Anyone who examines large quantities of soldiers' mail necessarily gains first-hand information as to what goes on in the average man's mind. When a soldier writes home to his wife or mother he is more apt to say what he really thinks of things than he is in the ordinary course of conversation—what he thinks of his food, conditions, entertainments and the state of his morale. This information was not wasted, but was passed on in the form of a report, thus enabling the authorities to remedy any cause of dissatisfaction whenever possible. One soon learned to distinguish the genuine from the imaginary grievances. As each letter is censored by an officer before it is posted, the mail, upon arrival at the base censor's office should be, like Caesar's wife, above suspicion. Unfortunately, and possibly still like Caesar's wife, this was not always the case, otherwise base censorship would have been unnecessary. However, it may here be placed on record that with noteworthy exceptions the large percentage of letters were as pure as the driven snow, that is from the security point of view.

Considerable care had to be taken on the technical side of censoring to see that each letter was replaced in its correct envelope. The boundless possibilities that could arise from mistakes in this direction can well be imagined. There were instances where the soldier had himself enclosed his letter in an apparently wrong envelope. These letters were invariably returned to the sender, because as sure as the sun rises, the censor would have received the full blast of any resultant consequences. Everyone loves to land something on to a censor, and as the last man to handle a letter he can't be too careful.

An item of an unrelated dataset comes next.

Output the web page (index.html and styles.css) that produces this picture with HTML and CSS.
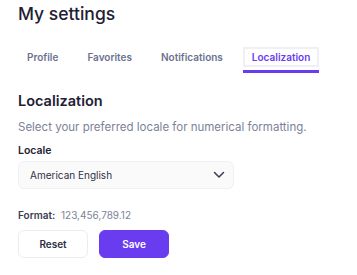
FILE: index.html
```html
<!DOCTYPE html>
<html>
<head>
    <title>My settings</title>
    <link rel="stylesheet" href="styles.css">
</head>
<body>
    <div class="settings">
        <h1>My settings</h1>

        <nav class="tabs">
            <span class="tab"><span class="tab-label">Profile</span></span>
            <span class="tab"><span class="tab-label">Favorites</span></span>
            <span class="tab"><span class="tab-label">Notifications</span></span>
            <span class="tab active"><span class="tab-label">Localization</span></span>
        </nav>

        <h2>Localization</h2>
        <p class="hint">Select your preferred locale for numerical formatting.</p>

        <label class="label">Locale</label>
        <div class="select">
            <span>American English</span>
            <svg width="12" height="8" viewBox="0 0 12 8"><path d="M1.5 1.5l4.5 4.5 4.5-4.5" fill="none" stroke="#3a3a52" stroke-width="1.5" stroke-linecap="round" stroke-linejoin="round"/></svg>
        </div>

        <div class="format">
            <b>Format:</b>
            <span>123,456,789.12</span>
        </div>

        <div class="actions">
            <button class="btn">Reset</button>
            <button class="btn primary">Save</button>
        </div>
    </div>
</body>
</html>
```

FILE: styles.css
```css
body {
    margin: 0;
    font-family: Inter, "Noto Sans", sans-serif;
    background: #fff;
    color: #1e2033;
}
.settings {
    padding: 0 18px;
}
h1 {
    margin: 0;
    padding-top: 2px;
    font-size: 17.5px;
    font-weight: 500;
    line-height: 24px;
}
.tabs {
    display: flex;
    gap: 11px;
    margin-top: 21px;
}
.tab {
    padding-bottom: 3px;
    border-bottom: 3px solid transparent;
}
.tab-label {
    display: block;
    padding: 2px 7px;
    font-size: 10px;
    font-weight: 600;
    line-height: 12px;
    color: #6b7290;
    border: 2px solid transparent;
}
.tab.active {
    border-bottom-color: #6a3cf0;
}
.tab.active .tab-label {
    color: #6a3cf0;
    border-color: #efeff6;
}
h2 {
    margin: 18px 0 0;
    font-size: 14.5px;
    font-weight: 600;
    line-height: 20px;
}
.hint {
    margin: 8px 0 0;
    font-size: 11.5px;
    line-height: 16px;
    color: #7c8299;
}
.label {
    display: block;
    margin-top: 9px;
    font-size: 10.5px;
    font-weight: 600;
    line-height: 14px;
}
.select {
    display: flex;
    align-items: center;
    justify-content: space-between;
    width: 216px;
    box-sizing: border-box;
    height: 28px;
    margin-top: 3px;
    padding: 0 8px 0 11px;
    background: #fafafa;
    border: 1px solid #f0f0f3;
    border-radius: 6px;
    font-size: 10px;
    color: #2e3045;
}
.format {
    margin-top: 19px;
    font-size: 10px;
    line-height: 14px;
    color: #7c8299;
}
.format b {
    color: #3a3c50;
    font-weight: 600;
    margin-right: 3px;
}
.actions {
    display: flex;
    gap: 11px;
    margin-top: 8px;
}
.btn {
    width: 70px;
    height: 28px;
    font-family: inherit;
    font-size: 10px;
    font-weight: 600;
    color: #2e3045;
    background: #fff;
    border: 1px solid #ececf0;
    border-radius: 6px;
}
.btn.primary {
    background: #6a3cf0;
    border-color: #6a3cf0;
    color: #fff;
}
```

You always had the funny man who delighted to make humorous and sarcastic remarks in correspon-page 242dence especially for the censor's digestion. It was a great temptation for the censor not to add a few even more humorous and sarcastic replies himself, but the ethics (and regulations) of his job forbade, unfortunately. Then there was the case of the dear young lady who approached the base censor with the request that he place his name as censoring officer on a parcel that she wished to send to New Zealand. When asked why she did not sign it herself, she replied quite naively, 'Oh it contains things that we are not allowed to send home, and if it is opened in New Zealand I would get into trouble.'

In July 1944. Captain V. Gooding relieved the base censor of his duties to enable the latter to return to New Zealand on leave. Under Captain Gooding base censorship continued until the division returned to New Zealand shortly afterwards. Looking back over the ups and downs of the base censorship landscape, the ups stand out more clearly than the downs in the mind of the writer. It is hoped, and believed, that all the victims of the base censor by this time realise that what was done had to be done in the best interests of all, and that all those people who entertained homicidal ideas in his direction will permit him to live just a little longer.